Os Campeonatos da Europa ganham quando são organizados num só país, tendo por base uma só cultura que acolhe e vive todas as outras. Experiências como a do Euro 2024, de cunho alemão, são certas e sensatas. Pois, o futebol não é só da Europa, nem pertence apenas aos europeus. Esta gestão é difícil, pois é suposto levar o desporto a todos os cantos do mundo, combatendo uma certa ideia de superioridade europeia. Contudo, percebe-se o porquê de torneios realizados em países com real capacidade para os receber — e com provas dadas nesse sentido — serem mais bem sucedidos do que outras tentativas. Assim, por estes dias, parece que recuámos no tempo e regressámos a uma Europa mais estável — mais distante de problemas que, em tempos, mostravam-se improváveis, mas sempre possíveis. É como se estivéssemos novamente em 2006 (talvez porque também nesse ano a Alemanha organizou o Campeonato do Mundo de futebol). Então, nem tudo era perfeito, mas a perfeição estava mais próxima.

Por cá, enquanto rola a bola, esquecemos os problemas da Europa. Mas, noutros pontos, há quem não os esqueça. Os ucranianos (que, em 2012, com a ajuda da Polónia, prepararam a competição) não se desligam da realidade, e esforçam-se, duplamente, para não perder jogos e território — o próprio país. A Rússia deixou de fazer parte destas e de outras competições, o que é uma pena, já que os atletas russos apresentam, quase sempre, um certo misticismo. Fora das quatro linhas, compreende-se o porquê de adeptos sérvios terem queimado uma bandeira albanesa. Compreende-se, porque temos acesso à história. Compreende-se, porque, por vezes, o futebol serve de bengala à geopolítica. O que não se compreende é a estupidez e a inconsequência que, demasiadas vezes, dominam as mentes dos adeptos.

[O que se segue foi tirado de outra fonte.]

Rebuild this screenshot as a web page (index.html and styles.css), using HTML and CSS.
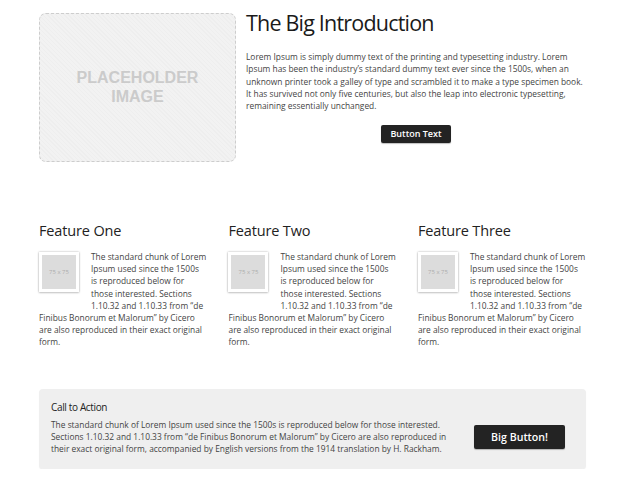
FILE: index.html
```html
<!DOCTYPE html>
<html>
<head>
<meta charset="utf-8">
<link rel="stylesheet" href="styles.css">
</head>
<body>
<div class="page">
  <section class="intro">
    <div class="placeholder"><span>PLACEHOLDER<br>IMAGE</span></div>
    <div class="intro-text">
      <h1>The Big Introduction</h1>
      <p>Lorem Ipsum is simply dummy text of the printing and typesetting industry. Lorem Ipsum has been the industry’s standard dummy text ever since the 1500s, when an unknown printer took a galley of type and scrambled it to make a type specimen book. It has survived not only five centuries, but also the leap into electronic typesetting, remaining essentially unchanged.</p>
      <div class="btn-row"><a class="btn">Button Text</a></div>
    </div>
  </section>

  <section class="features">
    <div class="feature">
      <h2>Feature One</h2>
      <div class="thumb"><span>75 x 75</span></div>
      <p>The standard chunk of Lorem Ipsum used since the 1500s is reproduced below for those interested. Sections 1.10.32 and 1.10.33 from “de Finibus Bonorum et Malorum” by Cicero are also reproduced in their exact original form.</p>
    </div>
    <div class="feature">
      <h2>Feature Two</h2>
      <div class="thumb"><span>75 x 75</span></div>
      <p>The standard chunk of Lorem Ipsum used since the 1500s is reproduced below for those interested. Sections 1.10.32 and 1.10.33 from “de Finibus Bonorum et Malorum” by Cicero are also reproduced in their exact original form.</p>
    </div>
    <div class="feature">
      <h2>Feature Three</h2>
      <div class="thumb"><span>75 x 75</span></div>
      <p>The standard chunk of Lorem Ipsum used since the 1500s is reproduced below for those interested. Sections 1.10.32 and 1.10.33 from “de Finibus Bonorum et Malorum” by Cicero are also reproduced in their exact original form.</p>
    </div>
  </section>

  <section class="cta">
    <h3>Call to Action</h3>
    <div class="cta-row">
      <p>The standard chunk of Lorem Ipsum used since the 1500s is reproduced below for those interested. Sections 1.10.32 and 1.10.33 from “de Finibus Bonorum et Malorum” by Cicero are also reproduced in their exact original form, accompanied by English versions from the 1914 translation by H. Rackham.</p>
      <a class="btn btn-big">Big Button!</a>
    </div>
  </section>
</div>
</body>
</html>
```

FILE: styles.css
```css
html, body {
  margin: 0;
  padding: 0;
  background: #fff;
}
body {
  font-family: "Open Sans", "Liberation Sans", sans-serif;
  color: #444;
}
.page {
  width: 547px;
  padding: 13px 0 0 39px;
}
.intro {
  display: flex;
  gap: 10px;
}
.placeholder {
  box-sizing: border-box;
  width: 197px;
  height: 149px;
  flex: none;
  border: 1px dashed #cdcdcd;
  border-radius: 7px;
  background-color: #f2f2f2;
  background-image: repeating-linear-gradient(45deg, rgba(0,0,0,0.015) 0 1px, transparent 1px 3px);
  display: flex;
  align-items: center;
  justify-content: center;
  text-align: center;
}
.placeholder span {
  font-family: "Liberation Sans", Arial, sans-serif;
  font-weight: bold;
  font-size: 16px;
  line-height: 19px;
  color: #cbcbcb;
  margin-top: -2px;
}
.intro-text {
  flex: 1;
}
h1 {
  margin: -4px 0 0;
  font-size: 21.5px;
  font-weight: 400;
  color: #1a1a1a;
  line-height: 28px;
  letter-spacing: -0.8px;
}
.intro-text p {
  margin: 14px 0 0;
  font-size: 8.4px;
  line-height: 12.3px;
}
.btn-row {
  display: flex;
  justify-content: center;
  margin-top: 12.5px;
}
.btn {
  display: inline-flex;
  align-items: center;
  justify-content: center;
  box-sizing: border-box;
  background: #232323;
  color: #fff;
  font-weight: 600;
  font-size: 9px;
  width: 70px;
  height: 18px;
  border-radius: 2px;
  box-shadow: 0 1px 1px rgba(0,0,0,0.25);
}
.features {
  display: grid;
  grid-template-columns: repeat(3, 167.7px);
  column-gap: 21.8px;
  margin-top: 59px;
}
h2 {
  margin: 0;
  font-size: 14.5px;
  font-weight: 400;
  line-height: 20px;
  color: #222;
  letter-spacing: -0.15px;
}
.feature p {
  margin: 10px 0 0;
  font-size: 8.4px;
  line-height: 12.2px;
}
.thumb {
  float: left;
  box-sizing: border-box;
  width: 40px;
  height: 40px;
  padding: 3px;
  margin: 11px 12px 14px 0;
  background: #fff;
  box-shadow: 0 0 2px rgba(0,0,0,0.3), 0 1px 2px rgba(0,0,0,0.15);
}
.thumb span {
  display: flex;
  align-items: center;
  justify-content: center;
  width: 100%;
  height: 100%;
  background: #dcdcdc;
  color: #acacac;
  font-size: 6px;
}
.cta {
  margin-top: 40px;
  background: #efefef;
  border-radius: 4px;
  padding: 11px 21px 14px 12px;
  box-shadow: 0 1px 1px rgba(0,0,0,0.05);
}
h3 {
  margin: 0;
  font-size: 10px;
  font-weight: 400;
  line-height: 14px;
  color: #222;
  letter-spacing: -0.35px;
}
.cta-row {
  display: flex;
  align-items: center;
  gap: 12px;
  margin-top: 5px;
}
.cta-row p {
  flex: 1;
  margin: 0;
  font-size: 8.4px;
  line-height: 12.2px;
}
.btn-big {
  flex: none;
  width: 91px;
  height: 24px;
  font-size: 10.6px;
}
```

Por isso, no X, têm razão os sul-americanos quando acusam a Europa de ser um continente de bárbaros, pelo menos no plano que junta o futebol e a guerra. De facto, a Copa América foi raramente cancelada devido a confrontos bélicos. A verdade é que a América do Sul tem os problemas da América do Sul. No entanto, dá que pensar: enquanto, por lá, se joga à bola de forma quase ininterrupta desde 1916, a Europa só organizou o seu primeiro campeonato de futebol propriamente dito em 1960, numa altura em que a paz se mostrou, efetivamente, plausível.

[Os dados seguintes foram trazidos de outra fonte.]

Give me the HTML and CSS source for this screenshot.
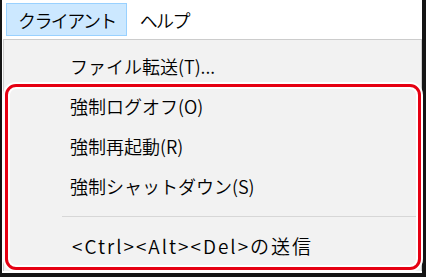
FILE: index.html
```html
<!DOCTYPE html>
<html lang="ja">
<head>
    <meta charset="UTF-8">
    <meta name="viewport" content="width=device-width, initial-scale=1.0">
    <title>クライアント メニュー</title>
    <link rel="stylesheet" href="styles.css">
</head>
<body>
    <div class="window">
        <div class="menubar">
            <div class="menubar-item is-open">クライアント</div>
            <div class="menubar-item">ヘルプ</div>
        </div>

        <div class="dropdown">
            <div class="menu-item">ファイル転送(T)...</div>
            <div class="menu-item">強制ログオフ(O)</div>
            <div class="menu-item">強制再起動(R)</div>
            <div class="menu-item">強制シャットダウン(S)</div>
            <div class="menu-separator"></div>
            <div class="menu-item menu-item-keys">&lt;Ctrl&gt;&lt;Alt&gt;&lt;Del&gt;の送信</div>
        </div>

        <!-- annotation frame -->
        <div class="highlight-box"></div>
    </div>
</body>
</html>
```

FILE: styles.css
```css
html, body {
    margin: 0;
    padding: 0;
}

body {
    width: 426px;
    height: 277px;
    overflow: hidden;
    background: #151515;
    font-family: "Noto Sans CJK JP", "Noto Sans", sans-serif;
    font-size: 18px;
    font-weight: 350;
    color: #000;
}

.window {
    position: relative;
    margin-left: 2px;
    width: 420px;
    height: 273px;
    background: #ffffff;
}

/* Menu bar */
.menubar {
    display: flex;
    align-items: center;
    height: 39px;
    padding-left: 4px;
    background: #ffffff;
}

.menubar-item {
    display: flex;
    align-items: center;
    height: 31px;
    padding: 0 10px 0 12px;
    border: 1px solid transparent;
    line-height: 1;
    letter-spacing: -1.6px;
}

.menubar-item.is-open {
    padding-left: 11px;
    background: #cce8ff;
    border-color: #99d1ff;
}

/* Dropdown */
.dropdown {
    margin-left: 1px;
    width: 417px;
    height: 225px;
    padding-top: 6px;
    background: #f2f2f2;
    border: 1px solid #cccccc;
    border-bottom: none;
}

.menu-item {
    display: flex;
    align-items: center;
    height: 40px;
    padding-left: 66px;
    line-height: 1;
    white-space: nowrap;
}

.menu-item-keys {
    padding-left: 68px;
    font-size: 19px;
    letter-spacing: 2px;
}

.menu-separator {
    height: 1px;
    margin: 10px 5px 8px 58px;
    background: #d7d7d7;
}

/* Red rounded frame around the forced actions */
.highlight-box {
    position: absolute;
    left: 3px;
    top: 84px;
    width: 416px;
    height: 186px;
    box-sizing: border-box;
    border: 3px solid #e60012;
    border-radius: 11px;
    box-shadow: 0 0 0 2px #ffffff, inset 0 0 0 2px #ffffff;
}
```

O futebol é uma improvável forma de observação do mundo e das sociedades, neste caso das europeias. Em 2024, o papel dos jogadores mudou. Ou mudaram as intenções dos OCS, que querem fazer das estrelas do desporto agentes sociopolíticos, aproveitando-se do seu alcance estelar. Há 20 anos, não terão perguntado a David Trezeguet ou a Thierry Henry sobre a ascensão da direita em França (e na Europa), porque, então, essa era uma questão residual. Hoje, o quadro é diferente, e jogadores como Kylian Mbappé ou Marcus Thuram respondem ativamente a essas perguntas, mostrando-se contra o paradigma que vai crescendo nos boletins de voto. Há quem aplauda a tomada de posição destes e de outros jogadores. Há quem a condene, argumentando que não é dever dos futebolistas comentar questões políticas: o portero Unai Simón, por exemplo, reprovou a reação dos franceses.

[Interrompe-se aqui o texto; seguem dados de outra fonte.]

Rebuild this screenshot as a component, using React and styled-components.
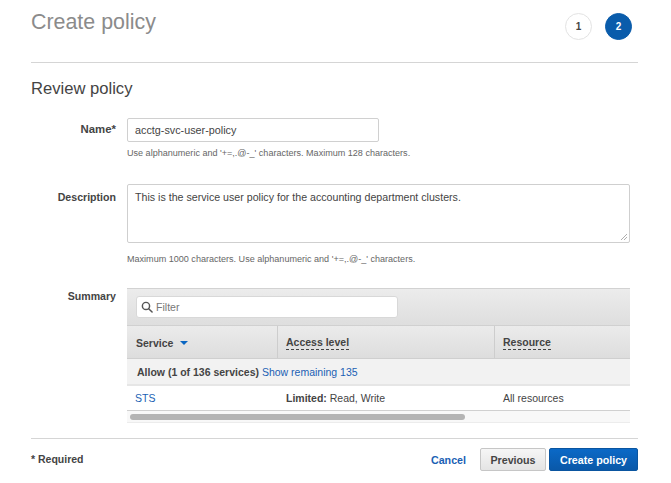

Era bom se aos jogadores fosse apenas pedido grandes defesas e grandes golos. Isso quereria dizer que estávamos bem. É mau sinal quando, igualmente no X, políticos, daqui e de fora, refutam os desejos e os raciocínios das grandes estrelas do desporto. Mas a Europa está diferente, assim como as preocupações dos europeus e os temas que discutem. É o futebol que o demonstra. Foi sempre muito mais do que um desporto. Realmente, de todas as coisas que menos importam, o futebol é a coisa mais importante: é um espelho das relações que estabelecemos uns com os outros, de um modo individual e coletivo.

Até ao momento, o Campeonato da Europa deste verão está a ser um sucesso. Generalizar é imprudente, mas fica-se com a ideia de que os adeptos europeus têm tirado partido desta competição, porque é muito mais do que um torneio continental — é uma ferramenta que podem usar para medir a sua vida, à medida em que vivem novas edições, já que o futebol também funciona como prova da passagem do tempo. E dos tempos. Vemos as jovens promessas de outrora a preparem os papéis para a reforma, e admitimos o nosso envelhecimento, a que associamos uma dor de menino, enquanto assistimos, entre belos jogos de futebol, à evolução da Europa, que, agora, terá direito a um mês de festa.